* BEGIN RECORDED DATA *
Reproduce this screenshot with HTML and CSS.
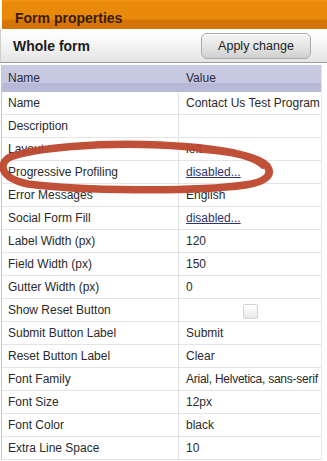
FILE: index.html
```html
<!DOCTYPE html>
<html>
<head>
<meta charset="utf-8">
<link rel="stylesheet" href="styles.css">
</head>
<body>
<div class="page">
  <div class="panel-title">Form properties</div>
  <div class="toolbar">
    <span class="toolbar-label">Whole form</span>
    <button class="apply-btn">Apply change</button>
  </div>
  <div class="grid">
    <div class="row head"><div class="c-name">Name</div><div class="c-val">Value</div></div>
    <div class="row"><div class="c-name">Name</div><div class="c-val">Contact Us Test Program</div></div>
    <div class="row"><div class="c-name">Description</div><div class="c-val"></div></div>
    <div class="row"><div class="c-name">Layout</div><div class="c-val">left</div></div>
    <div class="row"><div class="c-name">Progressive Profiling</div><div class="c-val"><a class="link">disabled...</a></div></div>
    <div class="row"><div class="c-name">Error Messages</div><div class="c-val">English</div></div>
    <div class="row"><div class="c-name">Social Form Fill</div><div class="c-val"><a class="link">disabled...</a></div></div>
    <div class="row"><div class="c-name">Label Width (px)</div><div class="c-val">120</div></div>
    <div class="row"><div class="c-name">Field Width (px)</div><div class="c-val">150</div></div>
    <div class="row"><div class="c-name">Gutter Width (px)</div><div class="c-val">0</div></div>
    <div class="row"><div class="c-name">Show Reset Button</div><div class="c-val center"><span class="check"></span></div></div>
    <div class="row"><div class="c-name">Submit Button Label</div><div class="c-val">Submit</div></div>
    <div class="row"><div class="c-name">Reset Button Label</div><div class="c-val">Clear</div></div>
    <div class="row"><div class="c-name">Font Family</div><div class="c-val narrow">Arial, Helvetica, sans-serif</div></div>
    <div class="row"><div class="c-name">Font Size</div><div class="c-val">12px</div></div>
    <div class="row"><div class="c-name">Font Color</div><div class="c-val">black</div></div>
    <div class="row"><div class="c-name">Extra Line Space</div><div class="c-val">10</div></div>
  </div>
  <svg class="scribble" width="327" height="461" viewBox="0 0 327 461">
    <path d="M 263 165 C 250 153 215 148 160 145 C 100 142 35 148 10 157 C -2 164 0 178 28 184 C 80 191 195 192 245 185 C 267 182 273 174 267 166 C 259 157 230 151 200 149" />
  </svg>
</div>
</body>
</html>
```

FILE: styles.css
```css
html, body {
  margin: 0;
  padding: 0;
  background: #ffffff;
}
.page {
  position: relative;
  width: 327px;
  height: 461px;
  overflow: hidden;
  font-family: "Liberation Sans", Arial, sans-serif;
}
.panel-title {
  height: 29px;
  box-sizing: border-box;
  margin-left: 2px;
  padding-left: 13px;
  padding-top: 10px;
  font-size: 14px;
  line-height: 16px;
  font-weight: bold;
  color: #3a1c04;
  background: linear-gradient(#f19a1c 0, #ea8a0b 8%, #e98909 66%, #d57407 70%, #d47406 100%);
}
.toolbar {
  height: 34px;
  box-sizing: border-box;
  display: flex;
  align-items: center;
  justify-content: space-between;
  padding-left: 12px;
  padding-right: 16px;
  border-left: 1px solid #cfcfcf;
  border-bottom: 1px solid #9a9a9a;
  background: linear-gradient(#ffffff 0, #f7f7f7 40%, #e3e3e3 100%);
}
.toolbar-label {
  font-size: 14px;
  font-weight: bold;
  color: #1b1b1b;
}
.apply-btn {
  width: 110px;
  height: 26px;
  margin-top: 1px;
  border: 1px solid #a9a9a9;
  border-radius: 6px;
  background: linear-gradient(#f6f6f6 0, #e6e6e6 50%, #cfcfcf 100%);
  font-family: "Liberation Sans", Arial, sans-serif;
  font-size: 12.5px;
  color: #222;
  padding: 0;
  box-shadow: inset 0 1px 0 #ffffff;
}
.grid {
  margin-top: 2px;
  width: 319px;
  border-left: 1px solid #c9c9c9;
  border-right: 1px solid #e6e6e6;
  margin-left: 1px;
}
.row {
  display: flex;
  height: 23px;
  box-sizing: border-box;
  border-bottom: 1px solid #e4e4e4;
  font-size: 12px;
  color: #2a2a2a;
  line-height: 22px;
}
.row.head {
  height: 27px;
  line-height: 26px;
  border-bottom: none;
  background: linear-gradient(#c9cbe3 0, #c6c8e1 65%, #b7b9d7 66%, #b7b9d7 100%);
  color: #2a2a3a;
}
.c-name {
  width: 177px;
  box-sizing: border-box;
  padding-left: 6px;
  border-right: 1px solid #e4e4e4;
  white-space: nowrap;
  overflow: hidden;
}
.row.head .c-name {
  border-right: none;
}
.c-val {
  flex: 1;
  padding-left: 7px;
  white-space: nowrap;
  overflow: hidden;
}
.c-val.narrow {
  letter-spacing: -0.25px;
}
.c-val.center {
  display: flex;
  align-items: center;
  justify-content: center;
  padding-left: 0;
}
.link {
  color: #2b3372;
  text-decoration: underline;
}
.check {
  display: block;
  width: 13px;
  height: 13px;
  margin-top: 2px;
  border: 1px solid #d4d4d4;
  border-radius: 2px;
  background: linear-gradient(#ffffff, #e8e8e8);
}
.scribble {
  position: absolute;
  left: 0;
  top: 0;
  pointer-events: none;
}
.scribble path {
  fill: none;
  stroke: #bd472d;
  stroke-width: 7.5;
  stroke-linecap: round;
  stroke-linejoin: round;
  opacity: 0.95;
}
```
* END RECORDED DATA *
#### AIM:
Quote the preceding listing precisely and completely, omitting its images.

#### WRITTEN SOLUTION:
Reproduce this screenshot with HTML and CSS.
FILE: index.html
```html
<!DOCTYPE html>
<html>
<head>
<meta charset="utf-8">
<link rel="stylesheet" href="styles.css">
</head>
<body>
<div class="page">
  <div class="panel-title">Form properties</div>
  <div class="toolbar">
    <span class="toolbar-label">Whole form</span>
    <button class="apply-btn">Apply change</button>
  </div>
  <div class="grid">
    <div class="row head"><div class="c-name">Name</div><div class="c-val">Value</div></div>
    <div class="row"><div class="c-name">Name</div><div class="c-val">Contact Us Test Program</div></div>
    <div class="row"><div class="c-name">Description</div><div class="c-val"></div></div>
    <div class="row"><div class="c-name">Layout</div><div class="c-val">left</div></div>
    <div class="row"><div class="c-name">Progressive Profiling</div><div class="c-val"><a class="link">disabled...</a></div></div>
    <div class="row"><div class="c-name">Error Messages</div><div class="c-val">English</div></div>
    <div class="row"><div class="c-name">Social Form Fill</div><div class="c-val"><a class="link">disabled...</a></div></div>
    <div class="row"><div class="c-name">Label Width (px)</div><div class="c-val">120</div></div>
    <div class="row"><div class="c-name">Field Width (px)</div><div class="c-val">150</div></div>
    <div class="row"><div class="c-name">Gutter Width (px)</div><div class="c-val">0</div></div>
    <div class="row"><div class="c-name">Show Reset Button</div><div class="c-val center"><span class="check"></span></div></div>
    <div class="row"><div class="c-name">Submit Button Label</div><div class="c-val">Submit</div></div>
    <div class="row"><div class="c-name">Reset Button Label</div><div class="c-val">Clear</div></div>
    <div class="row"><div class="c-name">Font Family</div><div class="c-val narrow">Arial, Helvetica, sans-serif</div></div>
    <div class="row"><div class="c-name">Font Size</div><div class="c-val">12px</div></div>
    <div class="row"><div class="c-name">Font Color</div><div class="c-val">black</div></div>
    <div class="row"><div class="c-name">Extra Line Space</div><div class="c-val">10</div></div>
  </div>
  <svg class="scribble" width="327" height="461" viewBox="0 0 327 461">
    <path d="M 263 165 C 250 153 215 148 160 145 C 100 142 35 148 10 157 C -2 164 0 178 28 184 C 80 191 195 192 245 185 C 267 182 273 174 267 166 C 259 157 230 151 200 149" />
  </svg>
</div>
</body>
</html>
```

FILE: styles.css
```css
html, body {
  margin: 0;
  padding: 0;
  background: #ffffff;
}
.page {
  position: relative;
  width: 327px;
  height: 461px;
  overflow: hidden;
  font-family: "Liberation Sans", Arial, sans-serif;
}
.panel-title {
  height: 29px;
  box-sizing: border-box;
  margin-left: 2px;
  padding-left: 13px;
  padding-top: 10px;
  font-size: 14px;
  line-height: 16px;
  font-weight: bold;
  color: #3a1c04;
  background: linear-gradient(#f19a1c 0, #ea8a0b 8%, #e98909 66%, #d57407 70%, #d47406 100%);
}
.toolbar {
  height: 34px;
  box-sizing: border-box;
  display: flex;
  align-items: center;
  justify-content: space-between;
  padding-left: 12px;
  padding-right: 16px;
  border-left: 1px solid #cfcfcf;
  border-bottom: 1px solid #9a9a9a;
  background: linear-gradient(#ffffff 0, #f7f7f7 40%, #e3e3e3 100%);
}
.toolbar-label {
  font-size: 14px;
  font-weight: bold;
  color: #1b1b1b;
}
.apply-btn {
  width: 110px;
  height: 26px;
  margin-top: 1px;
  border: 1px solid #a9a9a9;
  border-radius: 6px;
  background: linear-gradient(#f6f6f6 0, #e6e6e6 50%, #cfcfcf 100%);
  font-family: "Liberation Sans", Arial, sans-serif;
  font-size: 12.5px;
  color: #222;
  padding: 0;
  box-shadow: inset 0 1px 0 #ffffff;
}
.grid {
  margin-top: 2px;
  width: 319px;
  border-left: 1px solid #c9c9c9;
  border-right: 1px solid #e6e6e6;
  margin-left: 1px;
}
.row {
  display: flex;
  height: 23px;
  box-sizing: border-box;
  border-bottom: 1px solid #e4e4e4;
  font-size: 12px;
  color: #2a2a2a;
  line-height: 22px;
}
.row.head {
  height: 27px;
  line-height: 26px;
  border-bottom: none;
  background: linear-gradient(#c9cbe3 0, #c6c8e1 65%, #b7b9d7 66%, #b7b9d7 100%);
  color: #2a2a3a;
}
.c-name {
  width: 177px;
  box-sizing: border-box;
  padding-left: 6px;
  border-right: 1px solid #e4e4e4;
  white-space: nowrap;
  overflow: hidden;
}
.row.head .c-name {
  border-right: none;
}
.c-val {
  flex: 1;
  padding-left: 7px;
  white-space: nowrap;
  overflow: hidden;
}
.c-val.narrow {
  letter-spacing: -0.25px;
}
.c-val.center {
  display: flex;
  align-items: center;
  justify-content: center;
  padding-left: 0;
}
.link {
  color: #2b3372;
  text-decoration: underline;
}
.check {
  display: block;
  width: 13px;
  height: 13px;
  margin-top: 2px;
  border: 1px solid #d4d4d4;
  border-radius: 2px;
  background: linear-gradient(#ffffff, #e8e8e8);
}
.scribble {
  position: absolute;
  left: 0;
  top: 0;
  pointer-events: none;
}
.scribble path {
  fill: none;
  stroke: #bd472d;
  stroke-width: 7.5;
  stroke-linecap: round;
  stroke-linejoin: round;
  opacity: 0.95;
}
```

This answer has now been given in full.